-------- RAW DATA
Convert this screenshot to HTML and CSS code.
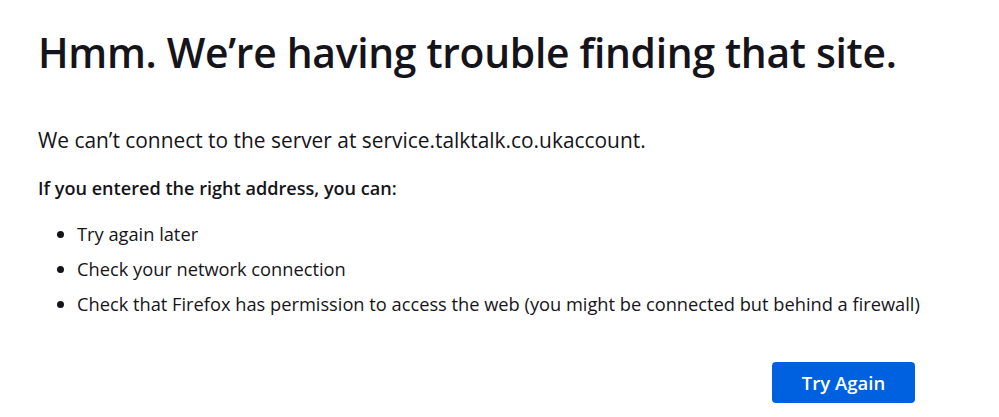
FILE: index.html
```html
<!DOCTYPE html>
<html>
<head>
<meta charset="utf-8">
<link rel="stylesheet" href="styles.css">
</head>
<body>
<main class="container">
  <h1 class="title">Hmm. We’re having trouble finding that site.</h1>
  <p class="intro">We can’t connect to the server at service.talktalk.co.ukaccount.</p>
  <p class="lead">If you entered the right address, you can:</p>
  <ul class="tips">
    <li>Try again later</li>
    <li>Check your network connection</li>
    <li>Check that Firefox has permission to access the web (you might be connected but behind a firewall)</li>
  </ul>
  <div class="actions">
    <button class="primary">Try Again</button>
  </div>
</main>
</body>
</html>
```
FILE: styles.css
```css
html, body {
  margin: 0;
  padding: 0;
  background: #ffffff;
  color: #15141a;
  font-family: "Open Sans", "Noto Sans", sans-serif;
}
.container {
  width: 877px;
  padding: 24px 0 0 38px;
}
.title {
  margin: 0;
  font-size: 40.8px;
  font-weight: 600;
  line-height: 56px;
  letter-spacing: -0.3px;
}
.intro {
  margin: 46px 0 0 0;
  font-size: 20.9px;
  line-height: 28px;
}
.lead {
  margin: 21px 0 0 0;
  font-size: 18.1px;
  font-weight: 600;
  line-height: 26px;
}
.tips {
  margin: 20px 0 0 0;
  padding-left: 39px;
  font-size: 18.25px;
  line-height: 26px;
  white-space: nowrap;
}
.tips li {
  margin-bottom: 9px;
}
.actions {
  display: flex;
  justify-content: flex-end;
  margin-top: 45px;
}
.primary {
  width: 143px;
  height: 41px;
  border: none;
  border-radius: 4px;
  background: #0061e0;
  color: #ffffff;
  font-family: "Open Sans", "Noto Sans", sans-serif;
  font-size: 18.5px;
  font-weight: 600;
}
```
----------------
_EXERCISE GOAL_
Reproduce the full listing above verbatim, with no pictures included.

_RESULT BELOW_
Convert this screenshot to HTML and CSS code.
FILE: index.html
```html
<!DOCTYPE html>
<html>
<head>
<meta charset="utf-8">
<link rel="stylesheet" href="styles.css">
</head>
<body>
<main class="container">
  <h1 class="title">Hmm. We’re having trouble finding that site.</h1>
  <p class="intro">We can’t connect to the server at service.talktalk.co.ukaccount.</p>
  <p class="lead">If you entered the right address, you can:</p>
  <ul class="tips">
    <li>Try again later</li>
    <li>Check your network connection</li>
    <li>Check that Firefox has permission to access the web (you might be connected but behind a firewall)</li>
  </ul>
  <div class="actions">
    <button class="primary">Try Again</button>
  </div>
</main>
</body>
</html>
```
FILE: styles.css
```css
html, body {
  margin: 0;
  padding: 0;
  background: #ffffff;
  color: #15141a;
  font-family: "Open Sans", "Noto Sans", sans-serif;
}
.container {
  width: 877px;
  padding: 24px 0 0 38px;
}
.title {
  margin: 0;
  font-size: 40.8px;
  font-weight: 600;
  line-height: 56px;
  letter-spacing: -0.3px;
}
.intro {
  margin: 46px 0 0 0;
  font-size: 20.9px;
  line-height: 28px;
}
.lead {
  margin: 21px 0 0 0;
  font-size: 18.1px;
  font-weight: 600;
  line-height: 26px;
}
.tips {
  margin: 20px 0 0 0;
  padding-left: 39px;
  font-size: 18.25px;
  line-height: 26px;
  white-space: nowrap;
}
.tips li {
  margin-bottom: 9px;
}
.actions {
  display: flex;
  justify-content: flex-end;
  margin-top: 45px;
}
.primary {
  width: 143px;
  height: 41px;
  border: none;
  border-radius: 4px;
  background: #0061e0;
  color: #ffffff;
  font-family: "Open Sans", "Noto Sans", sans-serif;
  font-size: 18.5px;
  font-weight: 600;
}
```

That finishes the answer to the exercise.